With the increasing prevalence of obesity and obesity-related risk factors such as hypertension that affect cardiovascular size, assessment of the effect of fat mass in addition to other pathologic factors may be more relevant when caring for obese patients. Interestingly, Foster and colleagues found that, in obese children, normalization based on lean body mass was more concordant with normalization based on BSA than with normalization based on height [22]. In addition, Mahgerefteh and colleagues found that normalization by lean body mass removed the effect of blood pressure on LV mass [6].

The PHN Echo Z-Score Project excluded obese children from the study population, precluding a comparison of the normalization approaches in this group. When overweight children are compared with normal weight and underweight children, there are significant differences in aortic and LV Z-scores among the 3 groups. Cardiovascular structures seem bigger in the overweight group with height-based normalization and smaller with BSA-based normalization in the same population. An illustrative example of these differences can be provided by 2 children, one underweight and the other overweight, with a LV mass of 75 g. If both children had a height of 1.4 m, the height-based LV mass Z-score is 0.6 for both subjects but the BSA-based LV mass Z-score would be + 2.2 for the underweight child and − 0.4 for the overweight child. If we perform the same analysis for 2 children with a BSA of 1.15 m2, the BSA-based LV mass Z-score is + 1 for both subjects, but the height-based LV mass Z-score would be − 0.6 for the underweight child and + 2.8 for the overweight child (Supplementary Table C).

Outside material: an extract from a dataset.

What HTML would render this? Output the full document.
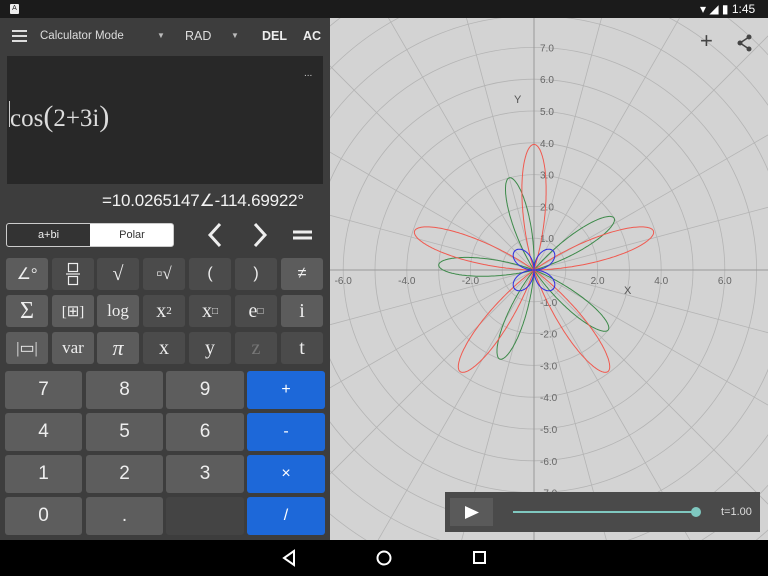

In fact, when looking specifically at the relationship between BMI Z-scores (as a measure of adiposity) and LV mass Z-scores based on both approaches (Fig. 2), the downward slope of the BSA-based relationship is less steep than the upward slope of the height-based relationship. In other words, height-based Z-scores were more likely to demonstrate the difference between underweight and overweight children than BSA-based Z-scores. The persistent relationship between height-based LV mass Z-scores and BMI Z-scores may provide some insight into the actual effect of adiposity on LV mass in underweight children.

Limitations

This was a retrospective study with the known biases associated with this type of analysis. Furthermore, this study was limited to non-obese children, so one cannot fully extrapolate the findings to obese children who usually have other comorbidities that may affect cardiovascular growth. Moreover, patients with systemic hypertension and other systemic disorders affecting the heart were also excluded from this evaluation. Simultaneous blood pressure and measurement data were not collected to assess the impact of blood pressure on aortic and LV sizes. The threshold of 5% and 10% for clinical significance of residual relationships for aortic and LV calculations, respectively, were based on previously published inter-observer variability. In order to decrease the complexity of the analysis, we limited the analysis to aortic and LV measurements, and the results cannot be generalized to other echocardiographic measures. Finally, BMI as an index of adiposity is limited, and evaluating the individual effects of lean body mass and adiposity on cardiovascular growth is beyond the scope of this study.

Conclusion

Normalization of aortic and LV sizes based on height is feasible and comparable to normalization based on BSA in healthy, non-obese children. The use of height results in higher cardiovascular Z-scores in heavier children, whereas the use of BSA results in higher cardiovascular Z-scores in lighter children. The performance of normalization based on height and BSA in the obese population warrants further studies.